The Northeast Blackout of 2003 brought on a warm, fuzziness deep in my soul. I wasn’t reactionary when I saw the first traffic light staring blankly at me; causing much confusion to the already stupefied drivers we have on Long Island. Not even after I noticed that, as far as I could see, all the way down Montauk Highway, all the traffic lights where dead. I was calm. It was a fair August evening so I had all the reason to be but there was something else inside me welling up like the nutrient rich waters of the Humboldt Current. It was dim out and it was daylight. There were no signs blaring at me…nothing neon or fluorescent. Nothing yelling at me to buy “fresh bagels for $1.99” or ordering me to stop at the crosswalk or force-feeding me the rainbow of corporate monster, spectrum. It was pleasant. It was chaotic. Things were falling apart. It was subtle. The very fabric of what the general masses cling to was unthreading and it was happening all at once. So why was I elated? I can remember feeling this same sort of thing when I was a kid and it started snowing the night before and the possibility of school being cancelled the next day loomed heavily in the pink skies. It was the gushy feeling that we would all be off. That we would all have to stay at home, cozy on our couches, collectively. The blackout was a bit deeper and more troublesome than a day off from school but still this same gushy feeling had come to me. It was this idea that maybe for once, we could all just be in the same boat together and collectively we would all have to restructure ourselves and what we have taken for granted would have to be reckoned with. This was changing times for me (or a short glimpse of it anyway). This was mass hysteria, the breaking down so we could rebuild and I was reveling in it, happily. I love chaos. I love revolution. More so I love that there is some chance in hell that one day it could all be taken away from us and if you ain’t ready for it you will go down…you will not survive because you are not the fittest. Holy shit!!!! You might just become aware and if you had become aware then maybe you could evolve and survivalism wouldn’t be who gets the biggest SUV or who’s television set has more clarity. It may just turn into…who can sustain life after the bomb? Who can grow their own crops? Fuel their own home? If it’s not love then it’s the bomb…Oh yes, the bomb, the bomb, the bomb, will bring us together.

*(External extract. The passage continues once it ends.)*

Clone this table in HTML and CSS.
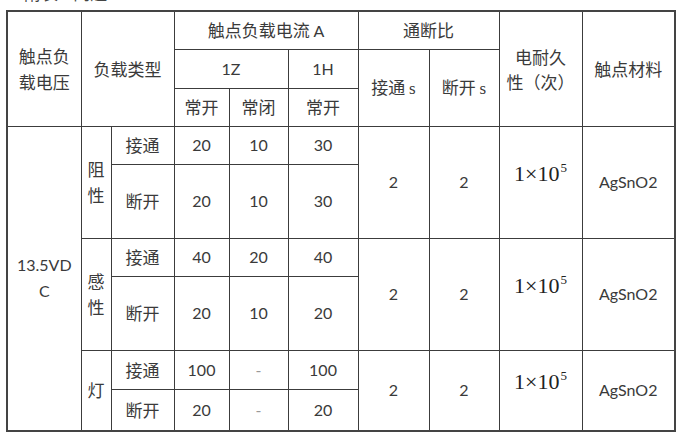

I’m a believer in chaos. After all, things must fall to be risen again. We have become too accustomed. Too buddy buddy with concepts like haste and waste, fleecing, gluttony. I just want awareness and not for the sake of it but if you actually became aware you’d actually start having life changing turns in your life and good ones at that. Things could start to turn around for you and when that begins to happen then things could start to turn around for all of us. Collectively. Someone told me once I was sick for getting happy when things started to fall apart. They even made connections with said happiness to 9-11. I quickly and savagely made my retort, pained by the thought that anyone could feel happiness at such a tragedy and senseless act of cowardice. I’m not deranged enough to find pleasure in other peoples suffering and pain. That’s not what makes me happy about chaos. You see it’s that snow day thing again. It’s the idea that all of us will be off when it snows too much the roads aren’t safe to drive on. It’s that idea that when the lights go out we are all in the dark. Together*.
* I in no way endorse a Utopian society or any similar form thereof. I am merely stating that when the shit hits the fan I will be ready and smiling.